Between the existing lock and weir field 3, a new remote-controlled lock (basin length: 300 m, basin width: 12.5 m) will be built with a caulking gate at the lower head and a rotary segment gate at the upper head. Next, between the new lock and the new weir, a pleasure boat lock with a 20 m long and 4 m wide basin is being built. Both locks will be provided with new outer harbours in both the upstream and downstream sections to ensure that sufficient waiting places are available. The construction of the new lock on the water side next to the existing lock means that a new remote-controlled weir system, a power station canal, a fish ladder and a descent system including a watercourse with a channel have to be built underwater. A barrier-free jetty will stretch across the power plant canal, the weir fields and the two locks so that pedestrians and cyclists can cross the River Main. Following the commissioning of the new structures, the old lock will be kept operational for another 5 years after which it will be gradually filled in.
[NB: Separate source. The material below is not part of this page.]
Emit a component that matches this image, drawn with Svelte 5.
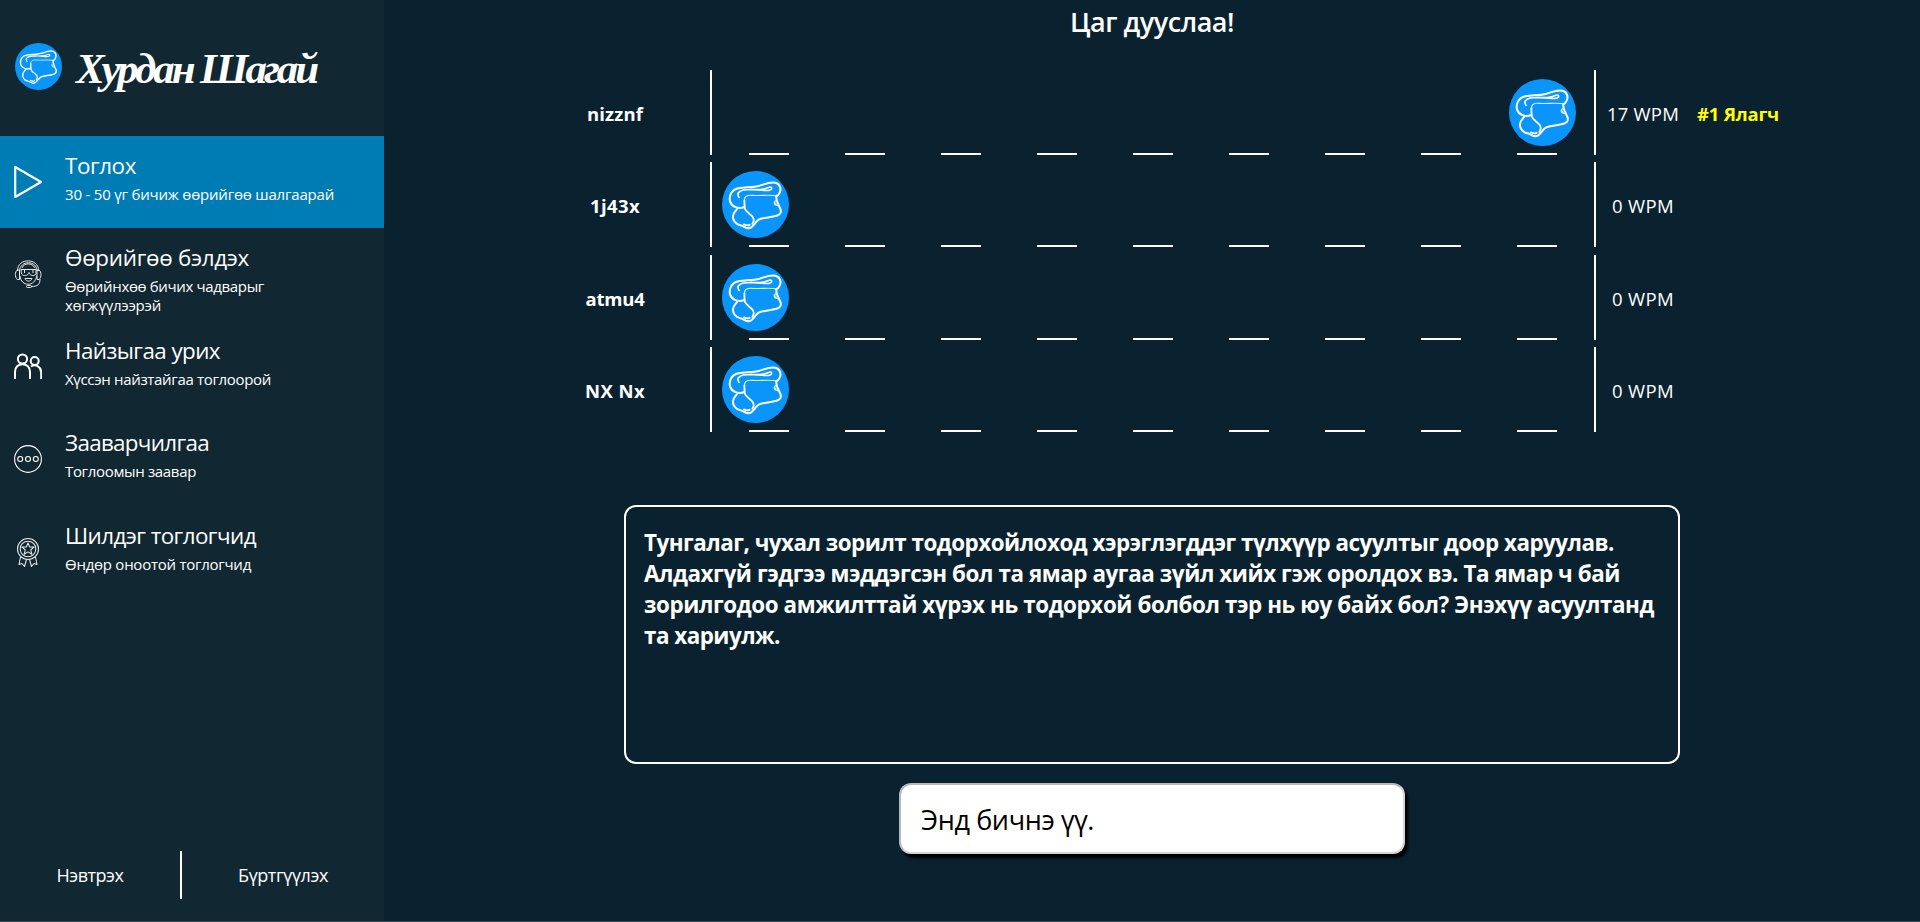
<script>
  const menu = [
    { icon: 'play', title: 'Тоглох', tw: 71, lines: [['30 - 50 үг бичиж өөрийгөө шалгаарай', 269]], active: true },
    { icon: 'headset', title: 'Өөрийгөө бэлдэх', tw: 184, lines: [['Өөрийнхөө бичих чадварыг', 199], ['хөгжүүлээрэй', 96]] },
    { icon: 'people', title: 'Найзыгаа урих', tw: 155, lines: [['Хүссэн найзтайгаа тоглоорой', 206]] },
    { icon: 'dots', title: 'Зааварчилгаа', tw: 144, lines: [['Тоглоомын заавар', 131]] },
    { icon: 'medal', title: 'Шилдэг тоглогчид', tw: 191, lines: [['Өндөр оноотой тоглогчид', 186]] }
  ];

  const players = [
    { name: 'nizznf', nw: 56, wpm: '17 WPM', ww: 72, progress: 787, place: '#1 Ялагч' },
    { name: '1j43x', nw: 50, wpm: '0 WPM', ww: 62, progress: 0 },
    { name: 'atmu4', nw: 59, wpm: '0 WPM', ww: 62, progress: 0 },
    { name: 'NX Nx', nw: 60, wpm: '0 WPM', ww: 62, progress: 0 }
  ];

  const passage = [
    ['Тунгалаг, чухал зорилт тодорхойлоход хэрэглэгддэг түлхүүр асуултыг доор харуулав.', 970],
    ['Алдахгүй гэдгээ мэддэгсэн бол та ямар аугаа зүйл хийх гэж оролдох вэ. Та ямар ч бай', 976],
    ['зорилгодоо амжилттай хүрэх нь тодорхой болбол тэр нь юу байх бол? Энэхүү асуултанд', 1010],
    ['та хариулж.', 136]
  ];

  // Tracks a line of text so that it takes the given width.
  function fit(node, width) {
    const natural = node.getBoundingClientRect().width;
    const gaps = Math.max(1, node.textContent.trim().length);
    node.style.letterSpacing = `${(width - natural) / gaps}px`;
  }
</script>

{#snippet logo(size)}
  <svg class="logo" width={size} height={size} viewBox="0 0 201 201" fill="none" stroke="#fff" stroke-linecap="round" stroke-linejoin="round">
    <circle cx="100.500" cy="100.500" r="100.500" fill="#0a95fa" stroke="none" />
    <path stroke-width="6" d="M67 108C48 116 29 107 24 91C20 73 30 56 49 52C72 48 92 50 113 44C132 38 149 30 163 36C175 41 178 54 173 65C171 70 168 74 163 75" />
    <path stroke-width="5" d="M51 79C44 69 49 60 64 57C86 53 105 58 124 54C137 52 143 45 148 49C152 56 142 60 128 58C110 56 101 55 88 56" />
    <path stroke-width="3.500" opacity="0.85" d="M68 90C65 77 75 72 89 73C114 75 145 70 165 75" />
    <path stroke-width="6" d="M163 75C162 83 164 90 168 98L176 116C178 127 175 131 164 134C146 140 122 139 110 146C99 153 93 171 80 172C70 173 66 165 55 163C41 160 32 148 33 136C33 124 42 121 46 112" />
    <path stroke-width="5.500" d="M67 88L68 112C73 128 91 129 95 144C97 150 94 153 91 158M66 160C72 163 79 164 83 161" />
    <path stroke-width="3.500" opacity="0.8" d="M164 88C154 90 153 102 167 104M158 94L163 100" />
  </svg>
{/snippet}

{#snippet glyph(kind)}
  <svg class="glyph" width="28" height="34" viewBox="0 0 28 34" fill="none" stroke="#fff" stroke-linejoin="round">
    {#if kind === 'play'}
      <path stroke-width="2.200" d="M1.200 2V32L27 17Z" />
    {:else if kind === 'headset'}
      <g stroke-width="1" opacity="0.9">
        <path d="M3.500 14C3 .5 25 .5 24.700 14M5.500 14C6 3 23 3 23 14M8 11C10 5.500 18 5.500 21 11" />
        <path d="M5.500 13H3.300C.7 15 .7 20 3.300 22.500H5.500ZM23 13h2C27.700 15 27.700 20 25 22.500h-2Z" />
        <path d="M6 19C7 30 21 30 22.700 19M7 12.500H22V17C20 19.500 16 19 15 15.500C14 19 9.500 19.500 7.500 17ZM10.500 13v3M19 13v3M11 21.500H18C17 25 12 25 11 21.500ZM26 22C26 27.500 24 29.500 17 29.500" />
        <rect x="12.500" y="28.500" width="5" height="2" rx="1" />
      </g>
    {:else if kind === 'people'}
      <g stroke-width="2">
        <circle cx="8.500" cy="9" r="4.600" />
        <circle cx="20.700" cy="11" r="4" />
        <path d="M1 29V22C1 11.500 16 11.500 16 22V29M17 16.500C22 13.500 27.200 17 27.200 22.500V29" />
      </g>
    {:else if kind === 'dots'}
      <g stroke-width="1.100">
        <circle cx="14" cy="17" r="13.400" />
        <circle cx="6.200" cy="17" r="2.500" />
        <circle cx="14" cy="17" r="2.500" />
        <circle cx="21.800" cy="17" r="2.500" />
      </g>
    {:else}
      <g stroke-width="1.050" opacity="0.9">
        <circle cx="14" cy="14" r="10.500" />
        <circle cx="14" cy="14" r="7.800" />
        <path d="m14 8 1.700 4h4.400l-3.400 2.900 1.200 4.400-3.900-2.400-3.900 2.400 1.200-4.400-3.400-2.900h4.400Z" />
        <path d="M6.500 22 5 29.500l3-1 2.500 3 2-7M21.500 22 23 29.500l-3-1-2.500 3-2-7" />
      </g>
    {/if}
  </svg>
{/snippet}

<div class="page">
  <aside class="sidebar">
    <header class="brand">
      {@render logo(47)}
      <h1><span use:fit={240}>Хурдан Шагай</span></h1>
    </header>
    <nav>
      {#each menu as item}
        <div class="item" class:active={item.active}>
          {@render glyph(item.icon)}
          <div class="label">
            <div class="title"><span use:fit={item.tw}>{item.title}</span></div>
            {#each item.lines as [text, width]}
              <div class="sub"><span use:fit={width}>{text}</span></div>
            {/each}
          </div>
        </div>
      {/each}
    </nav>
    <footer class="auth">
      <div class="login"><span use:fit={67}>Нэвтрэх</span></div>
      <div class="register"><span use:fit={90}>Бүртгүүлэх</span></div>
    </footer>
  </aside>

  <main>
    <h2><span use:fit={164}>Цаг дууслаа!</span></h2>
    <section class="race">
      {#each players as p}
        <div class="row">
          <div class="name"><span use:fit={p.nw}>{p.name}</span></div>
          <div class="track">
            <div class="runner" style="margin-left: {p.progress}px">{@render logo(67)}</div>
            <div class="dashes">
              {#each Array(9) as _}<i></i>{/each}
            </div>
          </div>
          <div class="wpm"><span use:fit={p.ww}>{p.wpm}</span></div>
          {#if p.place}<div class="place"><span use:fit={82}>{p.place}</span></div>{/if}
        </div>
      {/each}
    </section>
    <section class="passage">
      {#each passage as [text, width]}
        <div><span use:fit={width}>{text}</span></div>
      {/each}
    </section>
    <div class="entry"><span use:fit={173}>Энд бичнэ үү.</span></div>
  </main>
</div>

<style>
  :global(body) {
    background: #0a2230;
  }
  .page {
    box-sizing: border-box;
    display: flex;
    width: 1920px;
    height: 922px;
    overflow: hidden;
    border-bottom: 1px solid #3b4b55;
    background: #0a2230;
    color: #fff;
    font-family: 'Open Sans', 'Noto Sans', sans-serif;
  }
  span {
    display: inline-block;
    white-space: nowrap;
  }
  svg {
    display: block;
    flex: none;
  }
  .sidebar {
    display: flex;
    flex-direction: column;
    width: 384px;
    background: #112732;
  }
  .brand {
    box-sizing: border-box;
    display: flex;
    height: 136px;
    padding: 43px 0 0 15px;
  }
  h1 {
    margin: -2px 0 0 14px;
    font: italic bold 43px/56px 'Liberation Serif', serif;
  }
  .item {
    box-sizing: border-box;
    display: flex;
    height: 92.400px;
    padding: 14.500px 0 0 14px;
  }
  .item + .item {
    padding-top: 15.100px;
  }
  .active {
    background: #007cb5;
  }
  .glyph {
    margin-top: 14px;
  }
  .label {
    margin-left: 23px;
  }
  .title {
    height: 31px;
    font-size: 22.400px;
    line-height: 30px;
  }
  .sub {
    height: 19px;
    font-size: 15px;
    line-height: 19px;
  }
  .title + .sub {
    margin-top: 3px;
  }
  .auth {
    display: flex;
    height: 48px;
    margin-top: auto;
    margin-bottom: 22px;
    font-size: 18px;
    line-height: 49px;
    text-align: center;
  }
  .login {
    width: 180px;
    border-right: 2px solid #fff;
  }
  .register {
    flex: 1;
  }
  main {
    flex: 1;
  }
  h2 {
    height: 70px;
    margin: 0;
    font-size: 27px;
    font-weight: 600;
    line-height: 44px;
    text-align: center;
  }
  .race {
    height: 435px;
  }
  .row {
    display: flex;
    height: 92.400px;
    font-size: 18.500px;
    line-height: 88px;
  }
  .name {
    width: 96px;
    margin-left: 183px;
    font-weight: bold;
    text-align: center;
  }
  .track {
    box-sizing: border-box;
    display: flex;
    flex-direction: column;
    justify-content: space-between;
    width: 886px;
    height: 85px;
    margin-left: 47px;
    padding-top: 9px;
    border: solid #fff;
    border-width: 0 2px;
  }
  .runner {
    padding-left: 10px;
  }
  .dashes {
    display: flex;
    gap: 56px;
    margin-left: 37px;
  }
  .dashes i {
    width: 40px;
    height: 2px;
    background: #fff;
  }
  .wpm {
    width: 94px;
    text-align: center;
  }
  .place {
    margin-left: 7px;
    color: #ff0;
    font-weight: bold;
  }
  .passage {
    box-sizing: border-box;
    width: 1056px;
    height: 259px;
    margin-left: 240px;
    padding: 20px 18px;
    border: 2px solid #fff;
    border-radius: 12px;
    font-size: 22.400px;
    font-weight: bold;
    line-height: 32px;
  }
  .passage div {
    height: 31px;
  }
  .entry {
    box-sizing: border-box;
    width: 506px;
    height: 71px;
    margin: 19px 0 0 515px;
    padding-left: 20px;
    border: 2px solid;
    border-color: #b8b8b8 #d4d4d4 #d4d4d4 #b8b8b8;
    border-radius: 12px;
    background: #fff;
    box-shadow: 3px 4px 3px #000;
    color: #000;
    font-size: 27px;
    line-height: 70px;
  }
</style>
Result of a lighting calculation for the new Obernau lock area


The object of the contract is planning services for the technical equipment for a water-filled inflatable rubber dam with central plant technology in the lock operation building, a lock and a pleasure boat lock. The existing lock, as well as two of the three existing weir fields, have to remain functional during the construction phase, which is why they need a provisional supply of electricity. Temporary solutions were planned to establish how this is possible and which cable routes need to be used for this purpose.


To supply power to the new lock and the weir, each of the power plant distribution systems will be equipped with a separate low-voltage outlet, both of which will be fed into the lock operation building. This is where the main low-voltage distributions for the lock and the weir system are to be installed. The LVMD for the weir is laid out with approx. 100 kVA, the LVMD for the lock with approx. 380 kVA. Since the controls for the weir and lock are also designed separately to each other, two distinct technical systems for power and control exist in the end.


In addition to the power supply, we also prepared a power distribution and energy balance report for each weir and lock to determine the power required for the consumers connected to the respective sub-distribution. We considered several scenarios here in order to determine performance peaks and design the systems accordingly. For emergencies, the lock is equipped with a 20 kVA UPS system and a bridging time of 240 minutes. The weir system is protected by a 9 kVA UPS. The emergency power supply from the power plant provides the emergency power supply for the weir. In addition, a feed-in option for a mobile emergency power generator was taken into account in the planning.


The commissioned services also included the network calculations for the weir and the lock, the dimensioning of the cables, the preparation of cable layout plans, the cable route planning and the associated cable length calculation. Attention was paid to a strict separation between the power and control cables. The pumps, fittings, pipelines and regulation shafts for the weir system also formed part of the assignment. Other parts of the assignment were planning the control of the weir system, the lock and the boat lock, and the power and control cables needed for it. It was important that both the lock and the weir system had to be capable of being controlled remotely.


Switch cabinet lighting including sockets, switch cabinet heating, fans, thermostats and hygrostats were provided for all switch cabinets depending on location and purpose. A level system and the height control of the weir gates were also planned as a triple-redundant system using pressure probes. We developed the technical equipment for the filling and emptying system of the weir hoses.


Furthermore, we planned the earthing for the weir and the locks, including the upper and lower outer harbours, and the light, signal and camera masts. Our lightning protection specialist developed a lightning protection system and dimensioned the surge protection and potential equalisation. A lighting calculation was carried out and a risk assessment for the boat lock, the lock and the weir was prepared.


Plan of the earthing system for the new Obernau weir

Challenges and special features

Inflatable rubber dams are currently a rarity still on German federal waterways. Since 2006, five systems with locking heights of up to 2.5 m have been built. The replacement of the weirs at Obernau am Main, Neckarsulm and Beihingen am Neckar, each with a dam height of over 4.5 metres, therefore heralds a new era. The new closure system is accompanied by further changes, since inflatable rubber dams do not need mechanical drives, but are regulated by the water pressure and filling quantity in the hose.